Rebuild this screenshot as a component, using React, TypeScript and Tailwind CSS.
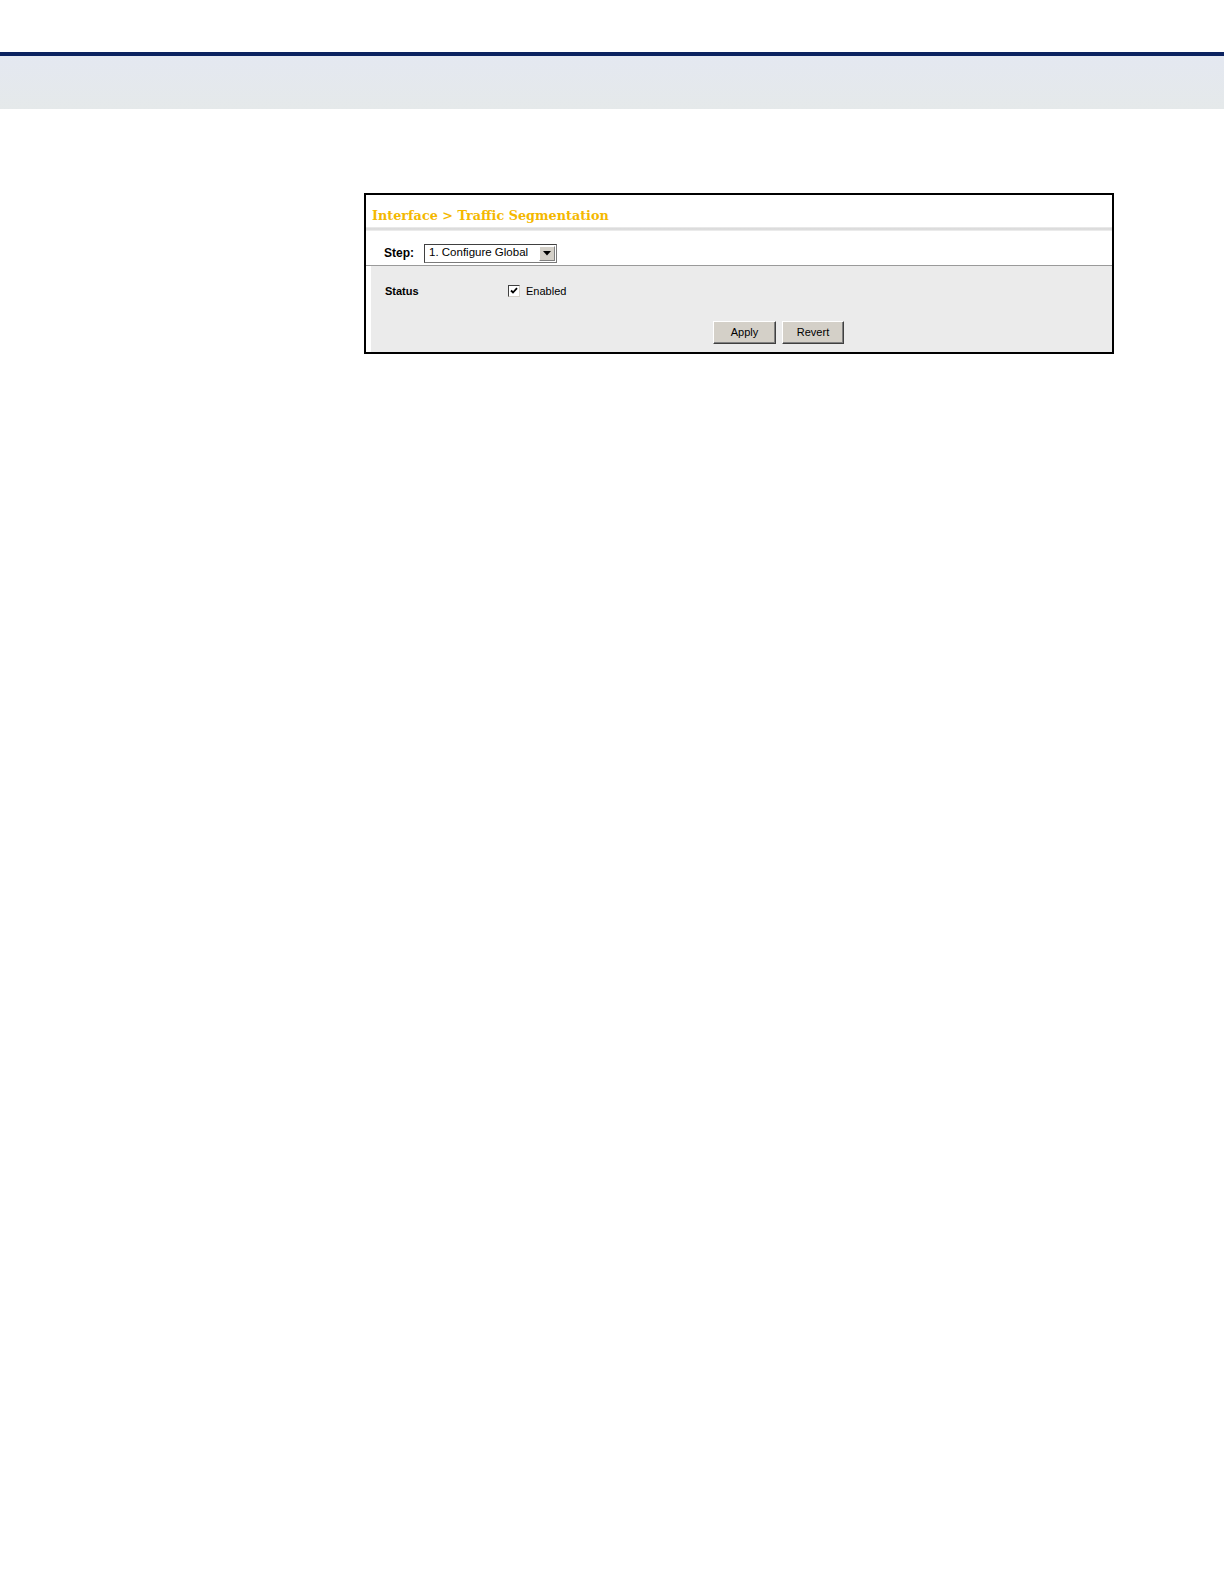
export default function App() {
  return (
    <div className="min-h-[1584px] w-[1224px] bg-white font-['Liberation_Sans',Arial,sans-serif]">
      {/* page header band */}
      <div className="h-[52px]" />
      <div className="h-[4px] bg-[#0b2260]" />
      <div className="h-[53px] bg-gradient-to-b from-[#e4e8f1] to-[#e5e9ea]" />

      <div className="pl-[364px] pt-[84px]">
        <div className="w-[750px] border-2 border-black bg-white">
          {/* title */}
          <div className="flex h-[32px] items-center pl-[6px] pt-[11px]">
            <span className="font-['DejaVu_Serif',serif] text-[12.8px] font-bold leading-none text-[#f4b800]">
              Interface &gt; Traffic Segmentation
            </span>
          </div>
          <div className="h-[4px] bg-gradient-to-b from-[#eeeeee] via-[#d6d6d6] to-[#f2f2f2]" />

          {/* step selector */}
          <div className="flex h-[34px] items-center gap-[10px] pl-[18px] pt-[10px]">
            <span className="text-[12px] font-bold leading-none text-black">Step:</span>
            <div className="flex h-[19px] w-[133px] items-center border border-[#7a7a7a] border-t-[#404040] border-l-[#404040] bg-white">
              <span className="flex-1 pl-[4px] text-[11.5px] leading-none text-black">1. Configure Global</span>
              <div className="mr-px flex h-[15px] w-[16px] items-center justify-center border border-[#808080] border-t-white border-l-white bg-[#d4d0c8]">
                <svg width="8" height="5" viewBox="0 0 8 5">
                  <path d="M0 0H8L4 4.5Z" fill="#000" />
                </svg>
              </div>
            </div>
          </div>
          <div className="h-px bg-[#9a9a9a]" />

          {/* body */}
          <div className="ml-[5px] h-[86px] bg-[#ebebeb]">
            <div className="flex h-[31px] items-end">
              <span className="w-[137px] pl-[14px] text-[11px] font-bold leading-none text-black">Status</span>
              <div className="flex items-center gap-[6px]">
                <div className="flex h-[12px] w-[12px] items-center justify-center border border-[#404040] border-r-[#d4d0c8] border-b-[#d4d0c8] bg-white">
                  <svg width="8" height="8" viewBox="0 0 8 8">
                    <path d="M1 3.5L3 5.5L7 1.2" stroke="#000" strokeWidth="1.8" fill="none" />
                  </svg>
                </div>
                <span className="text-[11px] leading-none text-black">Enabled</span>
              </div>
            </div>
            <div className="flex gap-[6px] pl-[342px] pt-[24px]">
              <button className="h-[23px] w-[63px] border border-[#404040] border-t-white border-l-white bg-[#d4d0c8] text-[11px] text-black shadow-[inset_-1px_-1px_0_#808080]">
                Apply
              </button>
              <button className="h-[23px] w-[62px] border border-[#404040] border-t-white border-l-white bg-[#d4d0c8] text-[11px] text-black shadow-[inset_-1px_-1px_0_#808080]">
                Revert
              </button>
            </div>
          </div>
        </div>
      </div>
    </div>
  )
}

#### REQUEST
Go through the listing above and quote it exactly, apart from its images.

#### COMPLETE RESPONSE
Rebuild this screenshot as a component, using React, TypeScript and Tailwind CSS.
export default function App() {
  return (
    <div className="min-h-[1584px] w-[1224px] bg-white font-['Liberation_Sans',Arial,sans-serif]">
      {/* page header band */}
      <div className="h-[52px]" />
      <div className="h-[4px] bg-[#0b2260]" />
      <div className="h-[53px] bg-gradient-to-b from-[#e4e8f1] to-[#e5e9ea]" />

      <div className="pl-[364px] pt-[84px]">
        <div className="w-[750px] border-2 border-black bg-white">
          {/* title */}
          <div className="flex h-[32px] items-center pl-[6px] pt-[11px]">
            <span className="font-['DejaVu_Serif',serif] text-[12.8px] font-bold leading-none text-[#f4b800]">
              Interface &gt; Traffic Segmentation
            </span>
          </div>
          <div className="h-[4px] bg-gradient-to-b from-[#eeeeee] via-[#d6d6d6] to-[#f2f2f2]" />

          {/* step selector */}
          <div className="flex h-[34px] items-center gap-[10px] pl-[18px] pt-[10px]">
            <span className="text-[12px] font-bold leading-none text-black">Step:</span>
            <div className="flex h-[19px] w-[133px] items-center border border-[#7a7a7a] border-t-[#404040] border-l-[#404040] bg-white">
              <span className="flex-1 pl-[4px] text-[11.5px] leading-none text-black">1. Configure Global</span>
              <div className="mr-px flex h-[15px] w-[16px] items-center justify-center border border-[#808080] border-t-white border-l-white bg-[#d4d0c8]">
                <svg width="8" height="5" viewBox="0 0 8 5">
                  <path d="M0 0H8L4 4.5Z" fill="#000" />
                </svg>
              </div>
            </div>
          </div>
          <div className="h-px bg-[#9a9a9a]" />

          {/* body */}
          <div className="ml-[5px] h-[86px] bg-[#ebebeb]">
            <div className="flex h-[31px] items-end">
              <span className="w-[137px] pl-[14px] text-[11px] font-bold leading-none text-black">Status</span>
              <div className="flex items-center gap-[6px]">
                <div className="flex h-[12px] w-[12px] items-center justify-center border border-[#404040] border-r-[#d4d0c8] border-b-[#d4d0c8] bg-white">
                  <svg width="8" height="8" viewBox="0 0 8 8">
                    <path d="M1 3.5L3 5.5L7 1.2" stroke="#000" strokeWidth="1.8" fill="none" />
                  </svg>
                </div>
                <span className="text-[11px] leading-none text-black">Enabled</span>
              </div>
            </div>
            <div className="flex gap-[6px] pl-[342px] pt-[24px]">
              <button className="h-[23px] w-[63px] border border-[#404040] border-t-white border-l-white bg-[#d4d0c8] text-[11px] text-black shadow-[inset_-1px_-1px_0_#808080]">
                Apply
              </button>
              <button className="h-[23px] w-[62px] border border-[#404040] border-t-white border-l-white bg-[#d4d0c8] text-[11px] text-black shadow-[inset_-1px_-1px_0_#808080]">
                Revert
              </button>
            </div>
          </div>
        </div>
      </div>
    </div>
  )
}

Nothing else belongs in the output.